Now let us ask ourselves: “Is the definition of journalist is gradually changing?”
Posted by yoannschenker in Uncategorized on January 10, 2011
The iPhone is a practical tool that revolutionizes Internet access. It is now possible to go on the web in almost all areas of daily life. The number of users of smart phones is growing rapidly. The question is whether the gadget will revolutionize the way to get the information. In any case, it seems well that the iPhone is becoming a new means of access to information.
Since the 2000’s, journalism is facing the advent of the Internet.This creation has radically changed the way of consuming information. In 2007, Apple introduced a tool called iPhone, one year later; 17 million of equipment have been sold.
Today, the iPhone offers more than 85 000 applications used by 50 million people around the world.
iPhone applications of press titles
Today, most newspapers offer applications (mostly free) that allow user to have quick access to some or the entire content of the paper version. For instance, the French daily Liberation which for the sum of 0.79 Euros offers the possibility to obtain the digital version of the title sold on newsstands. In addition, the application provides access to all headlines since 1973. It is also possible to create your own one. There is too an interaction with the public, in fact, it is possible with this application to send photos of actuality events. Images sent by Internet will be published for some on website.
The sports magazine l’Equipe also offers an application for 0.79 Euros.
But the vast majority of iPhone press applications are free. For example, the French news’ paper le Monde offers an application that has been downloaded more than 1.5 million times in 2009. It is one of the most read titles on the iPhone in France.
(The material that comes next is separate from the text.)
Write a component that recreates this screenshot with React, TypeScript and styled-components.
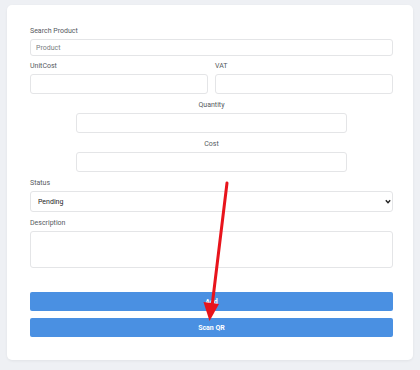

The free application of le Figaro has also a lot of success and has been downloaded over 500,000 times in 2009.
The Swiss press on iPhone
In Switzerland, most of the press titles are present on the iPhone. Le Matin, for instance, offers an application that lets you view all the news shows on its website matin.ch. It offers the possibility to access a large gallery of images as well as TV programs of more than 30 channels. The application show also information from live sports. To learn more: site du Matin
The advent of the IPAD
The IPAD, put on the market by Apple in April 2010 seems to become even more convenient than the iPhone in terms of internet browsing and reading articles.
A study of Nielsen shows that Ipad users spend more time reading magazines, books and get to the information than the iPhone users. Indeed, 56% of Ipad users spend 16 minutes to two hours daily to read information.
The Iphone is there a new way to access to information? This seems undeniable, however everything is very fast in technological innovation and the Ipad seems to be emerging to become too, a big competitor to the traditional press. It will certainly change too the way to access to the information.